Which reminds me in turn of when youngest was in high school. Kids would come to the door selling this or that and I’d just say, “My son plays hockey,” and they’d reply, “Oh, geez, how much do you need?” and start digging in their pockets.
Speaking of which …
Juxtaposition of the Day
I shopped at a place this week that only takes cash, as a result of which I have the world’s smallest Michigan Bankroll in my coat pocket: Two one-dollar bills wrapped ’round with a 10. Which I guess means I’ll be all set if I run into a panhandler.
Even the laundromat takes swipe cards, or insert cards or tap cards or whathaveyou, and I bought a wallet two or three years ago that doesn’t even have a pocket for cash. Which I didn’t even realize until I wanted to stick my car’s registration there.
I didn’t believe in a cashless society, but here we are. For that matter, I scoffed at a paper-free society a few decades ago and today a ream in the printer and a couple of reporter notebooks will last me through the year.
As for Stan, I can out-nostalgia him, because the phrase reminds me of Charlie Greer’s commercials on WABC for Dennison, the Men’s Clothier, where money talks and nobody walks (at about 2.30 in that aircheck).
Which is as good a reason to get rid of cash as anything.
Juxtaposition of Nostalgia
Two more blasts from the past, one intentional, one I’m less sure of.
My mother insisted we take typing because it was, she insisted correctly, an unspoken prerequisite for college. It also turned out to be a good way to meet cheerleaders and I wound up sitting next to a girl I’d had a crush on for years. However, not only was Mom right about college but it sure set me up nicely for a career in journalism, where plenty of my associates were hunting and pecking.
I don’t know when it’s taught now, but I hope earlier than senior year. I do recall being horrified when I toured my kids’ high school in 1987 to see typewriters in the business classroom, but they’d been replaced within a year.
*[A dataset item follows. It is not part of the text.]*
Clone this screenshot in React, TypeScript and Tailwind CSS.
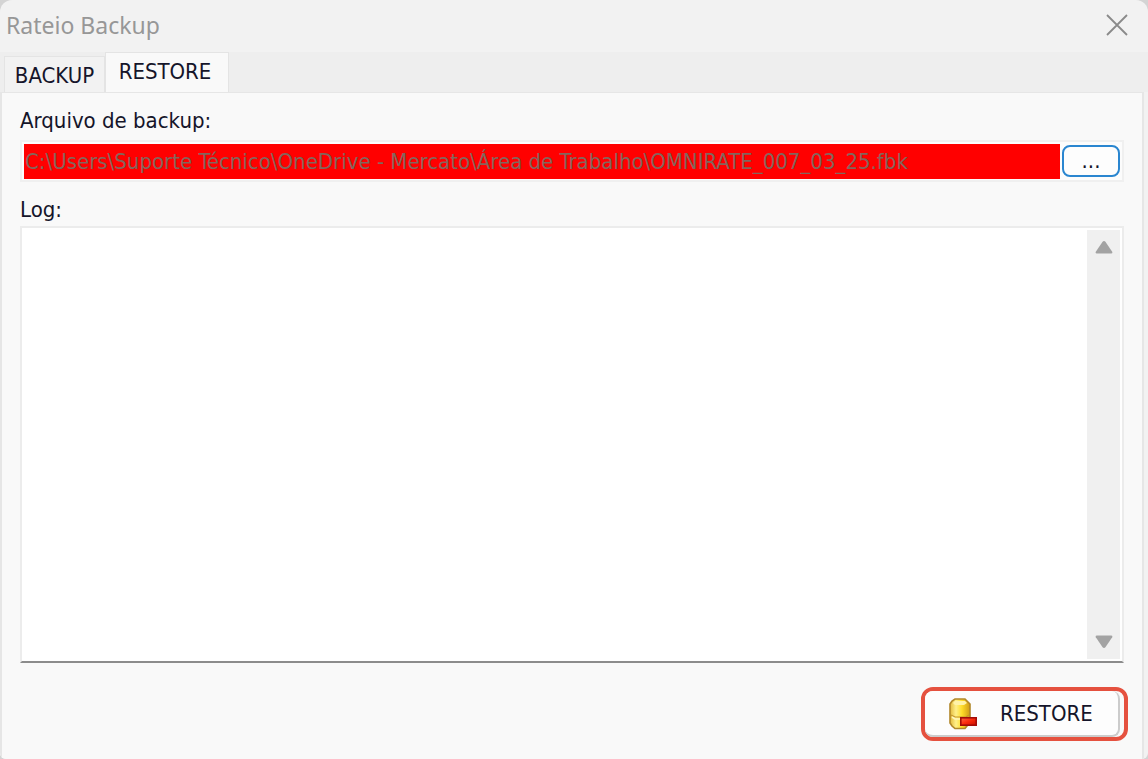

The McCoys left me with a different question about times passed. The joke, of course, is that everyone in heaven wears white, but I tend to overthink everything, so my response was to wonder if anyone still separates whites from colors.
I once made the mistake of leaving something red in with whites and turning everything pink, but that was 53 years ago and I’m pretty sure most fabrics are colorfast today, aren’t they? The only separation I was doing by 1990 was to keep white crew socks away from work clothes because of the lint factor.
Apparently, however, it’s a trope that refuses to die. Or dye.
While as long as I’m in rant mode and channeling my inner Andy Rooney, I was pleased to see Jen Sorensen echo some aggravations I’ve been mulling over.
My urge to shop local is stymied in part by there being so few local stores anymore. I realize shopping at a chain preserves crappy local jobs, but it’s not the same as being able to talk to the owner, as seen in that last panel.
Meanwhile, as she also notes, shopping online makes you vulnerable to bogus reviews and to changes in suppliers, with the result that what you see is not necessarily what you get.
This may be a bigger problem in small town America than it is in the major metros. Even our Big Box stores are really just Small Carton stores, no more than two-thirds the size of their urban versions and carrying little beyond the basic inventory.
I’m not trying to make Jeff Bezos any richer, but I can’t see driving two hours to Boston just to buy a turkey baster that won’t be on shelves here again until November.
When it comes to phones, I’m admittedly no hipper than Bub in Betty (AMS). I use mine for phone calls and an occasional text not to exceed four or five words.
However, my desktop is pretty packed, Alexa’s on the bookshelf and I’ve also got a Fire.
Which you may stand next to, if you’d like.